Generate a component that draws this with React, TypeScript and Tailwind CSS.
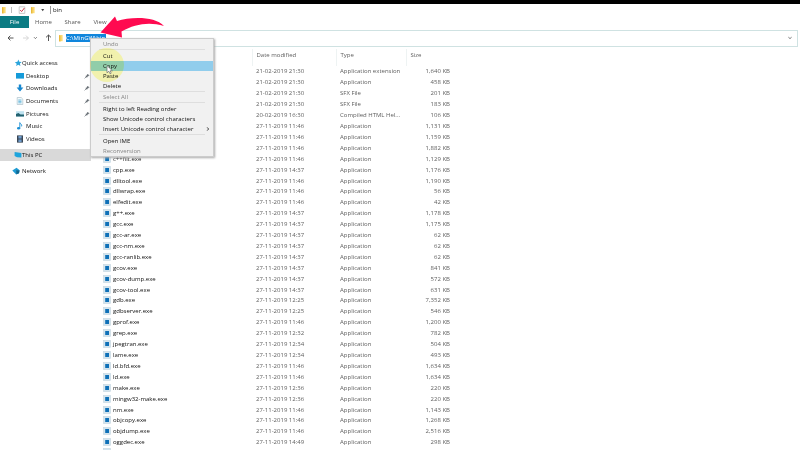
import React from "react";

type FileRow = [name: string, date: string, type: string, size: string];

const files: FileRow[] = [
  ["", "21-02-2019 21:30", "Application extension", "1,640 KB"],
  ["", "21-02-2019 21:30", "Application", "458 KB"],
  ["", "21-02-2019 21:30", "SFX File", "201 KB"],
  ["", "21-02-2019 21:30", "SFX File", "183 KB"],
  ["", "20-02-2019 16:30", "Compiled HTML Hel...", "106 KB"],
  ["", "27-11-2019 11:46", "Application", "1,131 KB"],
  ["", "27-11-2019 11:46", "Application", "1,159 KB"],
  ["", "27-11-2019 11:46", "Application", "1,882 KB"],
  ["c++filt.exe", "27-11-2019 11:46", "Application", "1,129 KB"],
  ["cpp.exe", "27-11-2019 14:37", "Application", "1,176 KB"],
  ["dlltool.exe", "27-11-2019 11:46", "Application", "1,190 KB"],
  ["dllwrap.exe", "27-11-2019 11:46", "Application", "56 KB"],
  ["elfedit.exe", "27-11-2019 11:46", "Application", "42 KB"],
  ["g++.exe", "27-11-2019 14:37", "Application", "1,178 KB"],
  ["gcc.exe", "27-11-2019 14:37", "Application", "1,175 KB"],
  ["gcc-ar.exe", "27-11-2019 14:37", "Application", "62 KB"],
  ["gcc-nm.exe", "27-11-2019 14:37", "Application", "62 KB"],
  ["gcc-ranlib.exe", "27-11-2019 14:37", "Application", "62 KB"],
  ["gcov.exe", "27-11-2019 14:37", "Application", "841 KB"],
  ["gcov-dump.exe", "27-11-2019 14:37", "Application", "572 KB"],
  ["gcov-tool.exe", "27-11-2019 14:37", "Application", "631 KB"],
  ["gdb.exe", "27-11-2019 12:25", "Application", "7,352 KB"],
  ["gdbserver.exe", "27-11-2019 12:25", "Application", "546 KB"],
  ["gprof.exe", "27-11-2019 11:46", "Application", "1,200 KB"],
  ["grep.exe", "27-11-2019 12:32", "Application", "782 KB"],
  ["jpegtran.exe", "27-11-2019 12:34", "Application", "504 KB"],
  ["lame.exe", "27-11-2019 12:34", "Application", "493 KB"],
  ["ld.bfd.exe", "27-11-2019 11:46", "Application", "1,634 KB"],
  ["ld.exe", "27-11-2019 11:46", "Application", "1,634 KB"],
  ["make.exe", "27-11-2019 12:36", "Application", "220 KB"],
  ["mingw32-make.exe", "27-11-2019 12:36", "Application", "220 KB"],
  ["nm.exe", "27-11-2019 11:46", "Application", "1,143 KB"],
  ["objcopy.exe", "27-11-2019 11:46", "Application", "1,268 KB"],
  ["objdump.exe", "27-11-2019 11:46", "Application", "2,516 KB"],
  ["oggdec.exe", "27-11-2019 14:49", "Application", "298 KB"],
  ["", "", "", ""],
];

function ExeIcon() {
  return (
    <svg viewBox="0 0 8 8" className="size-2 shrink-0">
      <rect x="0.5" y="0.5" width="7" height="7" fill="#d3e4ee" stroke="#c4d6e0" strokeWidth="0.6" />
      <rect x="2.2" y="2" width="3.8" height="4" fill="#0f70b7" />
    </svg>
  );
}

function Folder() {
  return (
    <svg viewBox="0 0 6 8" className="h-2 w-1.5 shrink-0">
      <path d="M1 1h3.6v6.2H1z" fill="#fbd970" />
      <path d="M1 1l1.4.8v6L1 7.2z" fill="#e9b93c" />
    </svg>
  );
}

function Chevron({ className }: { className: string }) {
  return (
    <svg viewBox="0 0 6 6" className={className} fill="none" stroke="currentColor">
      <path d="M1.4 2.2L3 3.6l1.6-1.400" strokeWidth=".8" />
    </svg>
  );
}

function PlaceIcon({ name }: { name: string }) {
  return (
    <svg viewBox="0 0 8 8" className="size-2 shrink-0">
      {name === "Quick access" && (
        <path d="M4.4.6l.9 2.2 2.4.2-1.8 1.6.5 2.5-2.1-1.3-2.2 1.3.6-2.3L.8 3.3l2.6-.5z" fill="#2ba5dc" />
      )}
      {name === "Desktop" && <path d="M0 1h8v5.6H0z" fill="#159bd9" />}
      {name === "Downloads" && <path d="M2.8.6h2.4v3H7.4L4 7.4.6 3.6h2.2z" fill="#1787cf" />}
      {name === "Documents" && (
        <>
          <path d="M1.2.5h4l1.6 1.6v5.4H1.2z" fill="#f4fafc" stroke="#9fb7c2" strokeWidth=".6" />
          <path d="M2.3 3h3.2M2.3 4.4h3.2M2.3 5.8h3.2" stroke="#3aa0d0" strokeWidth=".7" />
        </>
      )}
      {name === "Pictures" && (
        <>
          <path d="M0 1.2h8v5.4H0z" fill="#bfe3f1" />
          <path d="M0 6.6V4l2.4-1 2.2 1.4L8 4.6v2z" fill="#23616f" />
        </>
      )}
      {name === "Music" && (
        <>
          <ellipse cx="2.6" cy="6.2" rx="1.6" ry="1.3" fill="#1c8fd4" />
          <path d="M3.8 6.2V.6c.3 1.4 2.6 1.6 1.8 3.8" fill="none" stroke="#1c8fd4" strokeWidth=".9" />
        </>
      )}
      {name === "Videos" && (
        <>
          <path d="M1 .4h6v7.2H1z" fill="#3a4654" />
          <path d="M2.4 1h3.2v2.6H2.4zM2.4 4.4h3.2V7H2.4z" fill="#6f9ccb" />
        </>
      )}
      {name === "This PC" && <path d="M.6 1l6.8 1v4.6L3 6.2.6 5z" fill="#1da4dc" />}
      {name === "Network" && (
        <>
          <path d="M.3 3.4L4.6.8l3 2.4-.6 3-2.8 1.2z" fill="#1f9bd3" />
          <path d="M4.2 3.2l3.4.2-.6 2.8-2.6 1z" fill="#12668f" />
        </>
      )}
    </svg>
  );
}

function Pin() {
  return (
    <svg viewBox="0 0 6 6" className="mr-px ml-auto size-1.5" stroke="#626a70" fill="#626a70">
      <path d="M.6 5.4l1.8-1.8" strokeWidth=".7" />
      <path d="M3.600 1l1.600 1.600-1.400.5-.8 1.400L1.600 3.200l1.400-.8z" strokeWidth=".3" />
    </svg>
  );
}

const pinned = ["Desktop", "Downloads", "Documents", "Pictures"];
const places = [...pinned, "Music", "Videos"];

function Place({ name, className }: { name: string; className: string }) {
  return (
    <a href="#" className={`flex items-center ${className}`}>
      <PlaceIcon name={name} />
      {name}
      {pinned.includes(name) && <Pin />}
    </a>
  );
}

function MenuItem({ label, state = "" }: { label: string; state?: "off" | "hot" | "" }) {
  return (
    <button
      type="button"
      role="menuitem"
      disabled={state === "off"}
      className={`flex h-2.5 w-full items-center justify-between pr-0.5 pl-3 text-left ${
        state === "off" ? "text-[#858585]" : state === "hot" ? "bg-[#91cdec]" : ""
      }`}
    >
      {label}
      {label.startsWith("Insert") && <Chevron className="size-1.5 -rotate-90" />}
    </button>
  );
}

function Divider({ tight = false }: { tight?: boolean }) {
  return <div role="separator" className={`mx-2 border-t border-[#dedede] ${tight ? "" : "mb-px"}`} />;
}

export default function App() {
  return (
    <div className="relative flex h-screen flex-col overflow-hidden bg-white font-['Open_Sans','Noto_Sans',sans-serif] text-[6px] leading-[10px] text-[#111]">
      <div className="h-1 shrink-0 bg-black" />
      <header className="flex h-3 shrink-0 items-center gap-1 pl-px">
        <Folder />
        <span className="h-1.5 w-px bg-[#bbb]" />
        <svg viewBox="0 0 8 8" className="ml-0.5 size-2" fill="none">
          <path d="M1.2.8h5.6v6.6H1.2z" stroke="#b5b5b5" strokeWidth=".7" />
          <path d="M2.2 4l1.4 1.6L6.4 2" stroke="#d13b4c" />
        </svg>
        <Folder />
        <svg viewBox="0 0 6 6" className="size-1.5">
          <path d="M1.200 2h3L2.700 4.200z" fill="#444" />
        </svg>
        <span className="h-2 w-px bg-[#999]" />
        <span className="-ml-0.5">bin</span>
      </header>
      <nav className="flex h-3 shrink-0 items-center text-[#555]">
        <button type="button" className="h-3 w-[29px] bg-[#0b7b83] text-white">File</button>
        <button type="button" className="w-[29px]">Home</button>
        <button type="button" className="w-[29px]">Share</button>
        <button type="button" className="w-[26px]">View</button>
      </nav>
      <div className="mt-px flex h-[18px] shrink-0 items-center pr-0.5 text-[#555]">
        <div className="flex w-[55px] shrink-0 items-center pl-2">
          <svg viewBox="0 0 44 8" className="h-2 w-11" fill="none" stroke="currentColor">
            <path d="M5.5 4H0M2.4 1.6L0 4l2.4 2.4" />
            <path d="M15 4h5.5M18 1.6L20.4 4 18 6.4" stroke="#d6d6d6" />
            <path d="M26 3.200l1.400 1.400 1.400-1.400" strokeWidth=".8" />
            <path d="M40.500 7V1M38 3.400L40.500 1 43 3.400" />
          </svg>
        </div>
        <div className="flex h-[17px] flex-1 items-center border border-[#cfe2e2] pr-1 pl-0.5">
          <Folder />
          <input
            aria-label="Address"
            readOnly
            value="C:\MinGW\bin"
            className="ml-0.5 h-2 w-10 bg-[#0f86dc] text-white outline-none"
          />
          <Chevron className="ml-auto size-1.5" />
        </div>
      </div>
      <div className="flex min-h-0 flex-1 pt-[2px]">
        <aside className="w-[91px] shrink-0 pt-2">
          <div className="flex h-[88px] flex-col">
            <Place name="Quick access" className="flex-1 pl-3.5" />
            {places.map((p) => (
              <Place key={p} name={p} className="flex-1 gap-0.5 pl-4" />
            ))}
          </div>
          <Place name="This PC" className="mt-1 h-3 bg-[#d9d9d9] pl-3.5" />
          <Place name="Network" className="mt-1 h-3 gap-0.5 pl-3" />
        </aside>
        <main className="min-w-0 flex-1 pl-3">
          <table className="h-[408px] table-fixed border-collapse text-left whitespace-nowrap text-[#606060]">
            <thead>
              <tr className="h-[17px] align-top leading-[12px]">
                <th className="w-[149px] border-r border-[#eef3f3] p-0"></th>
                <th className="w-[84px] border-r border-[#eef3f3] p-0 pl-1 font-normal">Date modified</th>
                <th className="w-[70px] border-r border-[#eef3f3] p-0 pl-1 font-normal">Type</th>
                <th className="w-[44px] p-0 pl-1 font-normal">Size</th>
              </tr>
            </thead>
            <tbody>
              {files.map(([name, date, type, size], i) => (
                <tr key={i}>
                  <td className="p-0">
                    <div className="flex items-center gap-0.5 text-[#111]">
                      <ExeIcon />
                      {name}
                    </div>
                  </td>
                  <td className="p-0 pl-1">{date}</td>
                  <td className="p-0 pl-1">{type}</td>
                  <td className="p-0 text-right">{size}</td>
                </tr>
              ))}
            </tbody>
          </table>
        </main>
      </div>

      <div role="menu" className="absolute top-[38px] left-[90px] w-[124px] border border-[#cccccc] bg-[#f1f1f1] shadow-[1px_1px_2px_#aaa]">
        <MenuItem label="Undo" state="off" />
        <Divider />
        <MenuItem label="Cut" />
        <MenuItem label="Copy" state="hot" />
        <MenuItem label="Paste" />
        <MenuItem label="Delete" />
        <Divider tight />
        <MenuItem label="Select All" state="off" />
        <Divider />
        <MenuItem label="Right to left Reading order" />
        <MenuItem label="Show Unicode control characters" />
        <MenuItem label="Insert Unicode control character" />
        <Divider />
        <MenuItem label="Open IME" />
        <MenuItem label="Reconversion" state="off" />
      </div>
      <div className="absolute top-[48px] left-[90px] size-[34px] rounded-full bg-[#ffff60]/45 mix-blend-multiply" />
      <svg viewBox="0 0 8 10" className="absolute top-[65px] left-[106px] h-2.5 w-2">
        <path d="M1 .6v7.2l1.8-1.600 1.200 2.600 1.200-.6-1.100-2.400h2.300z" fill="#fff" stroke="#555" strokeWidth=".6" />
      </svg>
      <svg viewBox="0 0 66 24" className="absolute top-[14px] left-[99px] h-6 w-[66px]">
        <path d="M1.500 18.500L16 2.500l2 4.500C32 2.500 56 2 65 12 50 7.500 36 10 22.500 17.500l.5 6z" fill="#ff0a50" />
      </svg>
    </div>
  );
}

§ **Exercise goal**:
Return only the lines from the start of the data through the line that contains "string, size: string];", please, copying them exactly and omitting all pictures.

§ **Response**:
Generate a component that draws this with React, TypeScript and Tailwind CSS.
import React from "react";

type FileRow = [name: string, date: string, type: string, size: string];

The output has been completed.